-- Data excerpt start --

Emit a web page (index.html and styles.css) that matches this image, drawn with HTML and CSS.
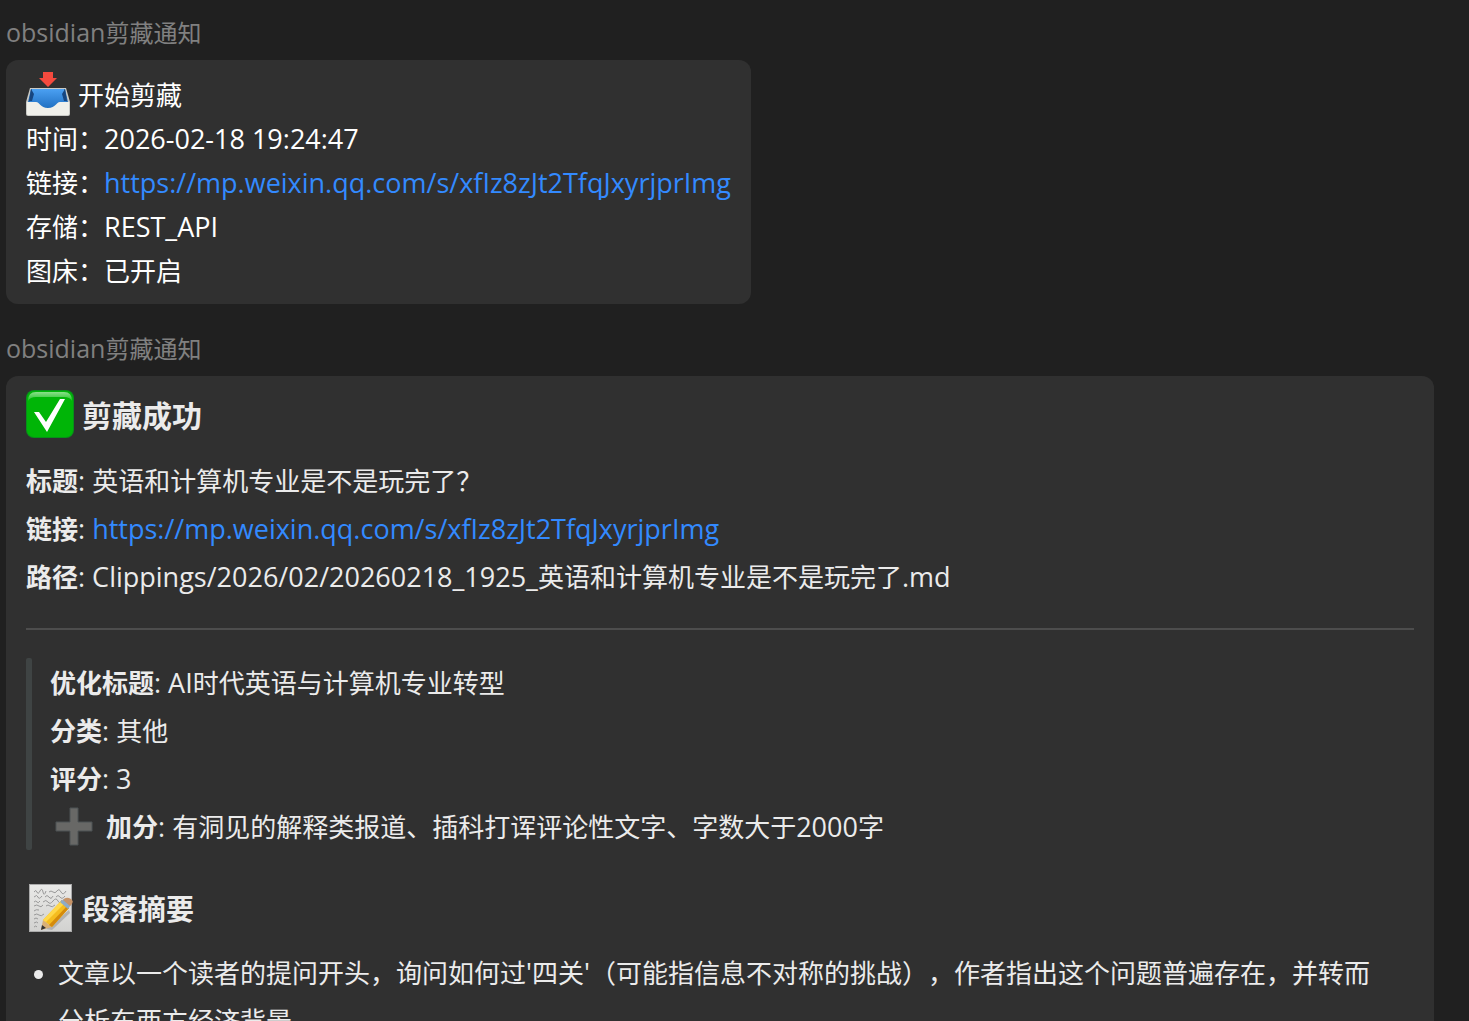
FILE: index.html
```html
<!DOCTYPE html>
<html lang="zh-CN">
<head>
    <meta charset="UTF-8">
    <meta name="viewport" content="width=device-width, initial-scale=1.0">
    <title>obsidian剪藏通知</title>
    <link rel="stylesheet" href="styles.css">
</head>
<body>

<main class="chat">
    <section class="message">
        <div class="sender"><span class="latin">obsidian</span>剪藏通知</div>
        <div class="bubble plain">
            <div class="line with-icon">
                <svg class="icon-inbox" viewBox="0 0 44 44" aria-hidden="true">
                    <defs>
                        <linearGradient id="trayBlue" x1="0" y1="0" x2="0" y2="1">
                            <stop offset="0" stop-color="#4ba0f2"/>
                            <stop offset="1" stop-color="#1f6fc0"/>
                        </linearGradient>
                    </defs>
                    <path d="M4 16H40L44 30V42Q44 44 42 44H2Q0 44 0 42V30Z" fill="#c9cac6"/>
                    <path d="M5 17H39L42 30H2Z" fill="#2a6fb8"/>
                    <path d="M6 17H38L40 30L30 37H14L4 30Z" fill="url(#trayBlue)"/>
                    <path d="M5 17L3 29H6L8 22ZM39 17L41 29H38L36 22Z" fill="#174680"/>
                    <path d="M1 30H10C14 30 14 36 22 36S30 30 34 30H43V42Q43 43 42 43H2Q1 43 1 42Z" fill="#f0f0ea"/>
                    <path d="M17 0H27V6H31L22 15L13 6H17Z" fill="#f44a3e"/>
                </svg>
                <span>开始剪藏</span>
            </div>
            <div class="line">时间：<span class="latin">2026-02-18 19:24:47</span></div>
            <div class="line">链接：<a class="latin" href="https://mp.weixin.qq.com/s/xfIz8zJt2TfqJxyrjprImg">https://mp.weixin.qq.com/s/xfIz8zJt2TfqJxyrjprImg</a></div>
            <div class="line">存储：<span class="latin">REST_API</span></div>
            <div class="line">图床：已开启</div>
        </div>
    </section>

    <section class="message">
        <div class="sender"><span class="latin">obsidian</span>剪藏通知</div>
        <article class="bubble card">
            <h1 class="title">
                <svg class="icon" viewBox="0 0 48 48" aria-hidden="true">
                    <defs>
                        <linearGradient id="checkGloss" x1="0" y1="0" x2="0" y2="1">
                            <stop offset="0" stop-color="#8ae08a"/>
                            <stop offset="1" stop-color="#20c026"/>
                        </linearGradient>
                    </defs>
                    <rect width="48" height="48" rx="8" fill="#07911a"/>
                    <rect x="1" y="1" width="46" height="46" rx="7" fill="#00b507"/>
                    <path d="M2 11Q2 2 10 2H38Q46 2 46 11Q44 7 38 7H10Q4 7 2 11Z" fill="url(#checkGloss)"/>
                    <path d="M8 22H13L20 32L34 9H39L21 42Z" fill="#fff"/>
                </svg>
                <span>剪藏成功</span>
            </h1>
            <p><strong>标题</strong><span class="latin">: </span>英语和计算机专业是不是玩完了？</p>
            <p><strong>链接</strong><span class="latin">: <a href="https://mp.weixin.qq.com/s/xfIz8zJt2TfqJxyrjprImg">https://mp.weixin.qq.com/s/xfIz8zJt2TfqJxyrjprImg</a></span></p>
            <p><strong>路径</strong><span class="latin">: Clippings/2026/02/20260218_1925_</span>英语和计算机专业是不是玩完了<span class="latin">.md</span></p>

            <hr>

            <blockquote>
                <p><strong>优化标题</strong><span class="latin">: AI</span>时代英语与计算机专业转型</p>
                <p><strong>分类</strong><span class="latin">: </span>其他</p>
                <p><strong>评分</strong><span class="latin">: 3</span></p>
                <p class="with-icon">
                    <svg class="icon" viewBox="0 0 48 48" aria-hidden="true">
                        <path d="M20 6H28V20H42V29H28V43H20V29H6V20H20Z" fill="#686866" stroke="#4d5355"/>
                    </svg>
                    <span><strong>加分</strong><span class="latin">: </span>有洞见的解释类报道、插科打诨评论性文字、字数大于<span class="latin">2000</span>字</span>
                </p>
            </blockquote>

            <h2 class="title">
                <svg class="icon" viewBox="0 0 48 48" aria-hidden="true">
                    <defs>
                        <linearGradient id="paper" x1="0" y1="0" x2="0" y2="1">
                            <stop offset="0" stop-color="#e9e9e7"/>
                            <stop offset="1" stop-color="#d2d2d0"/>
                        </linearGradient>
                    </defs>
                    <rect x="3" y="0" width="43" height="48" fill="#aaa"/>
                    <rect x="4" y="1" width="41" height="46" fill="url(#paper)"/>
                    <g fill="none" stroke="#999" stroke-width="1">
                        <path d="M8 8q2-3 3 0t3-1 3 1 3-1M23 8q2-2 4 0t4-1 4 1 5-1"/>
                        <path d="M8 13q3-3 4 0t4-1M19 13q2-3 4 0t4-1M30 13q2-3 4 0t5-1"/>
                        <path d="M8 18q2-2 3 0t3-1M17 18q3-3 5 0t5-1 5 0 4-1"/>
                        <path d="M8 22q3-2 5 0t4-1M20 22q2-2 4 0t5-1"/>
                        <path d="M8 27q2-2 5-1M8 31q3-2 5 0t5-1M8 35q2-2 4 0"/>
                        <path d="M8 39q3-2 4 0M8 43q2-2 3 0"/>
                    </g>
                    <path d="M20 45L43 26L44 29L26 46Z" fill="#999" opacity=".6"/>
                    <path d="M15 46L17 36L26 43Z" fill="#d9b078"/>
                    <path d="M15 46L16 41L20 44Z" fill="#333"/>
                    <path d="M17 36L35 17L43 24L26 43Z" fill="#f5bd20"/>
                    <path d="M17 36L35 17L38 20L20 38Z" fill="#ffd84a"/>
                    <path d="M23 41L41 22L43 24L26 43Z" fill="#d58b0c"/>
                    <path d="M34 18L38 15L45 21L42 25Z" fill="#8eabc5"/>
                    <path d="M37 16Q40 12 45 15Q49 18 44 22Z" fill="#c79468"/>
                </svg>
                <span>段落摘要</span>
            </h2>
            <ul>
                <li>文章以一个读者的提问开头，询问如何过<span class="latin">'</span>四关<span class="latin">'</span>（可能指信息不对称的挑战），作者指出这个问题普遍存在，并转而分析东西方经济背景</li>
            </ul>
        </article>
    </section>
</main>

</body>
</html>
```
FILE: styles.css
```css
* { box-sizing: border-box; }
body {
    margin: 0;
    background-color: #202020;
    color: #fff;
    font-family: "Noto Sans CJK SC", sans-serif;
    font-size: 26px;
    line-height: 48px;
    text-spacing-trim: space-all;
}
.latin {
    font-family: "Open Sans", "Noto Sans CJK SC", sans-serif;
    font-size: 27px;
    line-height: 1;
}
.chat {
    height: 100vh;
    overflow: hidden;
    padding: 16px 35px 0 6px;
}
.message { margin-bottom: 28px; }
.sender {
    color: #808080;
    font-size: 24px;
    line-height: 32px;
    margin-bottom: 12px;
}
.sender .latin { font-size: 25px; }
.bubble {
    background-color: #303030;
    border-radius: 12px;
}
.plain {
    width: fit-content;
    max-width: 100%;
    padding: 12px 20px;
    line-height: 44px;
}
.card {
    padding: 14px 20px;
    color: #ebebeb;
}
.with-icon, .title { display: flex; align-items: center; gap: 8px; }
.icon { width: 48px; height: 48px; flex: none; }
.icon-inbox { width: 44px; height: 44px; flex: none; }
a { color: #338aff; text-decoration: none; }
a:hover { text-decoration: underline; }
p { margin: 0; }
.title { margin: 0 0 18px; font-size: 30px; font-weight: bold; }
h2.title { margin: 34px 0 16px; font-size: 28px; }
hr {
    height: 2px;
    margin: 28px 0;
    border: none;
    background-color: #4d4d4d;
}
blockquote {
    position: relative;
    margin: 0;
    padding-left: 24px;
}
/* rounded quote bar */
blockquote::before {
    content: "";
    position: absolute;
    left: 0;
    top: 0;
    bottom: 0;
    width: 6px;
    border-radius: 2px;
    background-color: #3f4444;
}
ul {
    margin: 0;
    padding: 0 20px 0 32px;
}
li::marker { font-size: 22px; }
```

-- Data excerpt end --

_Goal_:
Looking at the data above, show all lines where the word "with" occurs.

_The solution_:
Emit a web page (index.html and styles.css) that matches this image, drawn with HTML and CSS.
            <div class="line with-icon">
                <p class="with-icon">
.with-icon, .title { display: flex; align-items: center; gap: 8px; }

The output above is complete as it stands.